**DATA EXCERPT:**

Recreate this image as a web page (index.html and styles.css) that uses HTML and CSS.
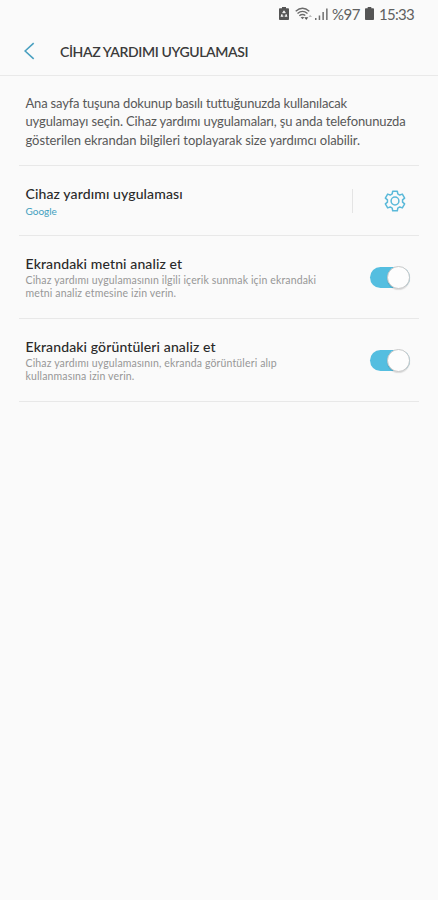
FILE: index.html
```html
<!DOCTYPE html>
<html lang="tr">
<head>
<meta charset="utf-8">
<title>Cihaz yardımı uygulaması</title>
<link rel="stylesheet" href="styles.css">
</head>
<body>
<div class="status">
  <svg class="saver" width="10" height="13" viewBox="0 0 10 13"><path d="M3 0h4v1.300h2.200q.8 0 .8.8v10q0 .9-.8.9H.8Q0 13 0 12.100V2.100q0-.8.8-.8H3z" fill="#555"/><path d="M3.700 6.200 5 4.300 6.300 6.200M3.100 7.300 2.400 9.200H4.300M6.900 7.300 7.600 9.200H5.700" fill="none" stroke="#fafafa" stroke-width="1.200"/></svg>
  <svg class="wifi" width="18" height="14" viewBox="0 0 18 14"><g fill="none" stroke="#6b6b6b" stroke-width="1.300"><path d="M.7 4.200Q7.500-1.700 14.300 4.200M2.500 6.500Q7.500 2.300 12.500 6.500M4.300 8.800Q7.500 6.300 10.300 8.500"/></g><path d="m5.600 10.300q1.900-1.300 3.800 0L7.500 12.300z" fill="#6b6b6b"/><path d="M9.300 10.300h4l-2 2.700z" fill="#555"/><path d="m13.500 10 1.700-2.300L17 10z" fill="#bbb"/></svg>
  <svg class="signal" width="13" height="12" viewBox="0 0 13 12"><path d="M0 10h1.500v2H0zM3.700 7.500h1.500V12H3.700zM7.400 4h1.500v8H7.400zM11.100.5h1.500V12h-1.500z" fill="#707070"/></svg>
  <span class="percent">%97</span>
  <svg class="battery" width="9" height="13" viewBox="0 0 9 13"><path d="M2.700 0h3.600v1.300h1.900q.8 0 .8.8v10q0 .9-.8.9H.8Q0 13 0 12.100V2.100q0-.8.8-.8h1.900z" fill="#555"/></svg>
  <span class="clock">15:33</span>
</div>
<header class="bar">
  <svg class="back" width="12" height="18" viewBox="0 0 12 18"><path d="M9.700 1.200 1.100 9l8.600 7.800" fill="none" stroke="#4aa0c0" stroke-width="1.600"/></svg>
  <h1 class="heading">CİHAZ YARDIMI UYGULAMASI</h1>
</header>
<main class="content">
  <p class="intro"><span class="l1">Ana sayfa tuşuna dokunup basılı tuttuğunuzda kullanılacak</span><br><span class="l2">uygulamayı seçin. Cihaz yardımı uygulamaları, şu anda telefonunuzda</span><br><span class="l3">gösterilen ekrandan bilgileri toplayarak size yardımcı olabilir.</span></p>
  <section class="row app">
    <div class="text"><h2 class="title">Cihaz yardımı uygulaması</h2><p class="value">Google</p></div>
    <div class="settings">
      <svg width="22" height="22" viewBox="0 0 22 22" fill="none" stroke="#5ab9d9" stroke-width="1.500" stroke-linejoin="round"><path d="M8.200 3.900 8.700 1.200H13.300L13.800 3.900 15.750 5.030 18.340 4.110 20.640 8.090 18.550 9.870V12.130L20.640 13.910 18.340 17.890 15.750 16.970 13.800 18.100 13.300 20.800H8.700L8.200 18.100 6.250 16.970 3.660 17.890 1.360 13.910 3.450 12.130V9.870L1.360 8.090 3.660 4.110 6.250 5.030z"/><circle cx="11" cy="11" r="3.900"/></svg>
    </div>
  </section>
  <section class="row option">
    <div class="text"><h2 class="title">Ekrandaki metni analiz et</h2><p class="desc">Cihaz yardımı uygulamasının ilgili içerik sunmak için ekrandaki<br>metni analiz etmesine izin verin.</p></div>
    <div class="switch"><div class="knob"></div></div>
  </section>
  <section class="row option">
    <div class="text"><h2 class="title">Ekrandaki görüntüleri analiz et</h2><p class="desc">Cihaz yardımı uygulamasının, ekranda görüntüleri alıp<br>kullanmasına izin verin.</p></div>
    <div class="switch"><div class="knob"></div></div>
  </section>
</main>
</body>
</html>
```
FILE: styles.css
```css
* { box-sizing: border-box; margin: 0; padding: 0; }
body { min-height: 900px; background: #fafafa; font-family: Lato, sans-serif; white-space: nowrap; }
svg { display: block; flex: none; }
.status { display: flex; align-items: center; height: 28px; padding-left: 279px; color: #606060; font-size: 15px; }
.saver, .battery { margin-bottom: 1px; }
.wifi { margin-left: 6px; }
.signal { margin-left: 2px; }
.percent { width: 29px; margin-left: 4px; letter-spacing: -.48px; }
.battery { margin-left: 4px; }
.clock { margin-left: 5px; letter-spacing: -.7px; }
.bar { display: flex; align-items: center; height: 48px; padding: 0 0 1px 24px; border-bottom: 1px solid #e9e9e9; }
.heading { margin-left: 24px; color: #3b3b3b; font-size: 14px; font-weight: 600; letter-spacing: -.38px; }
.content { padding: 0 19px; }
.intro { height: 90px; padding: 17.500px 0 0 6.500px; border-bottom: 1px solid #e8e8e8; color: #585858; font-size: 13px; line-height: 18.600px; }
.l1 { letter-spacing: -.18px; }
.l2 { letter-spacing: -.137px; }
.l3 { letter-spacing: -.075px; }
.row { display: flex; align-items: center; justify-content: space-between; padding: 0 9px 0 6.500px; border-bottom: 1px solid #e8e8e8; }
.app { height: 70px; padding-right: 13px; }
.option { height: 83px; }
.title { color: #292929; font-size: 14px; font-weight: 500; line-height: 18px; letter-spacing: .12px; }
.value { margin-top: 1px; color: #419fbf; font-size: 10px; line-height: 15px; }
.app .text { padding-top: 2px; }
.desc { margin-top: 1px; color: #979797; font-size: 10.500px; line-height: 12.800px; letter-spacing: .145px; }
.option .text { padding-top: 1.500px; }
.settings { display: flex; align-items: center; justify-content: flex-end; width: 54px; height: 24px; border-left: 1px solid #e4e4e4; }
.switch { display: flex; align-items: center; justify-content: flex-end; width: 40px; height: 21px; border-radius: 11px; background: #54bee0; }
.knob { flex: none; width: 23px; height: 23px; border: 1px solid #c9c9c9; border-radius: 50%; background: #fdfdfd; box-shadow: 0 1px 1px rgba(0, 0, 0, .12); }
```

**YOUR INSTRUCTIONS:** Write out again every line above exactly as given; the pictures do not belong in the copy.

**COMPLETED TASK:**
Recreate this image as a web page (index.html and styles.css) that uses HTML and CSS.
FILE: index.html
```html
<!DOCTYPE html>
<html lang="tr">
<head>
<meta charset="utf-8">
<title>Cihaz yardımı uygulaması</title>
<link rel="stylesheet" href="styles.css">
</head>
<body>
<div class="status">
  <svg class="saver" width="10" height="13" viewBox="0 0 10 13"><path d="M3 0h4v1.300h2.200q.8 0 .8.8v10q0 .9-.8.9H.8Q0 13 0 12.100V2.100q0-.8.8-.8H3z" fill="#555"/><path d="M3.700 6.200 5 4.300 6.300 6.200M3.100 7.300 2.400 9.200H4.300M6.900 7.300 7.600 9.200H5.700" fill="none" stroke="#fafafa" stroke-width="1.200"/></svg>
  <svg class="wifi" width="18" height="14" viewBox="0 0 18 14"><g fill="none" stroke="#6b6b6b" stroke-width="1.300"><path d="M.7 4.200Q7.500-1.700 14.300 4.200M2.500 6.500Q7.500 2.300 12.500 6.500M4.300 8.800Q7.500 6.300 10.300 8.500"/></g><path d="m5.600 10.300q1.900-1.300 3.800 0L7.500 12.300z" fill="#6b6b6b"/><path d="M9.300 10.300h4l-2 2.700z" fill="#555"/><path d="m13.500 10 1.700-2.300L17 10z" fill="#bbb"/></svg>
  <svg class="signal" width="13" height="12" viewBox="0 0 13 12"><path d="M0 10h1.500v2H0zM3.700 7.500h1.500V12H3.700zM7.400 4h1.500v8H7.400zM11.100.5h1.500V12h-1.500z" fill="#707070"/></svg>
  <span class="percent">%97</span>
  <svg class="battery" width="9" height="13" viewBox="0 0 9 13"><path d="M2.700 0h3.600v1.300h1.900q.8 0 .8.8v10q0 .9-.8.9H.8Q0 13 0 12.100V2.100q0-.8.8-.8h1.900z" fill="#555"/></svg>
  <span class="clock">15:33</span>
</div>
<header class="bar">
  <svg class="back" width="12" height="18" viewBox="0 0 12 18"><path d="M9.700 1.200 1.100 9l8.600 7.800" fill="none" stroke="#4aa0c0" stroke-width="1.600"/></svg>
  <h1 class="heading">CİHAZ YARDIMI UYGULAMASI</h1>
</header>
<main class="content">
  <p class="intro"><span class="l1">Ana sayfa tuşuna dokunup basılı tuttuğunuzda kullanılacak</span><br><span class="l2">uygulamayı seçin. Cihaz yardımı uygulamaları, şu anda telefonunuzda</span><br><span class="l3">gösterilen ekrandan bilgileri toplayarak size yardımcı olabilir.</span></p>
  <section class="row app">
    <div class="text"><h2 class="title">Cihaz yardımı uygulaması</h2><p class="value">Google</p></div>
    <div class="settings">
      <svg width="22" height="22" viewBox="0 0 22 22" fill="none" stroke="#5ab9d9" stroke-width="1.500" stroke-linejoin="round"><path d="M8.200 3.900 8.700 1.200H13.300L13.800 3.900 15.750 5.030 18.340 4.110 20.640 8.090 18.550 9.870V12.130L20.640 13.910 18.340 17.890 15.750 16.970 13.800 18.100 13.300 20.800H8.700L8.200 18.100 6.250 16.970 3.660 17.890 1.360 13.910 3.450 12.130V9.870L1.360 8.090 3.660 4.110 6.250 5.030z"/><circle cx="11" cy="11" r="3.900"/></svg>
    </div>
  </section>
  <section class="row option">
    <div class="text"><h2 class="title">Ekrandaki metni analiz et</h2><p class="desc">Cihaz yardımı uygulamasının ilgili içerik sunmak için ekrandaki<br>metni analiz etmesine izin verin.</p></div>
    <div class="switch"><div class="knob"></div></div>
  </section>
  <section class="row option">
    <div class="text"><h2 class="title">Ekrandaki görüntüleri analiz et</h2><p class="desc">Cihaz yardımı uygulamasının, ekranda görüntüleri alıp<br>kullanmasına izin verin.</p></div>
    <div class="switch"><div class="knob"></div></div>
  </section>
</main>
</body>
</html>
```
FILE: styles.css
```css
* { box-sizing: border-box; margin: 0; padding: 0; }
body { min-height: 900px; background: #fafafa; font-family: Lato, sans-serif; white-space: nowrap; }
svg { display: block; flex: none; }
.status { display: flex; align-items: center; height: 28px; padding-left: 279px; color: #606060; font-size: 15px; }
.saver, .battery { margin-bottom: 1px; }
.wifi { margin-left: 6px; }
.signal { margin-left: 2px; }
.percent { width: 29px; margin-left: 4px; letter-spacing: -.48px; }
.battery { margin-left: 4px; }
.clock { margin-left: 5px; letter-spacing: -.7px; }
.bar { display: flex; align-items: center; height: 48px; padding: 0 0 1px 24px; border-bottom: 1px solid #e9e9e9; }
.heading { margin-left: 24px; color: #3b3b3b; font-size: 14px; font-weight: 600; letter-spacing: -.38px; }
.content { padding: 0 19px; }
.intro { height: 90px; padding: 17.500px 0 0 6.500px; border-bottom: 1px solid #e8e8e8; color: #585858; font-size: 13px; line-height: 18.600px; }
.l1 { letter-spacing: -.18px; }
.l2 { letter-spacing: -.137px; }
.l3 { letter-spacing: -.075px; }
.row { display: flex; align-items: center; justify-content: space-between; padding: 0 9px 0 6.500px; border-bottom: 1px solid #e8e8e8; }
.app { height: 70px; padding-right: 13px; }
.option { height: 83px; }
.title { color: #292929; font-size: 14px; font-weight: 500; line-height: 18px; letter-spacing: .12px; }
.value { margin-top: 1px; color: #419fbf; font-size: 10px; line-height: 15px; }
.app .text { padding-top: 2px; }
.desc { margin-top: 1px; color: #979797; font-size: 10.500px; line-height: 12.800px; letter-spacing: .145px; }
.option .text { padding-top: 1.500px; }
.settings { display: flex; align-items: center; justify-content: flex-end; width: 54px; height: 24px; border-left: 1px solid #e4e4e4; }
.switch { display: flex; align-items: center; justify-content: flex-end; width: 40px; height: 21px; border-radius: 11px; background: #54bee0; }
.knob { flex: none; width: 23px; height: 23px; border: 1px solid #c9c9c9; border-radius: 50%; background: #fdfdfd; box-shadow: 0 1px 1px rgba(0, 0, 0, .12); }
```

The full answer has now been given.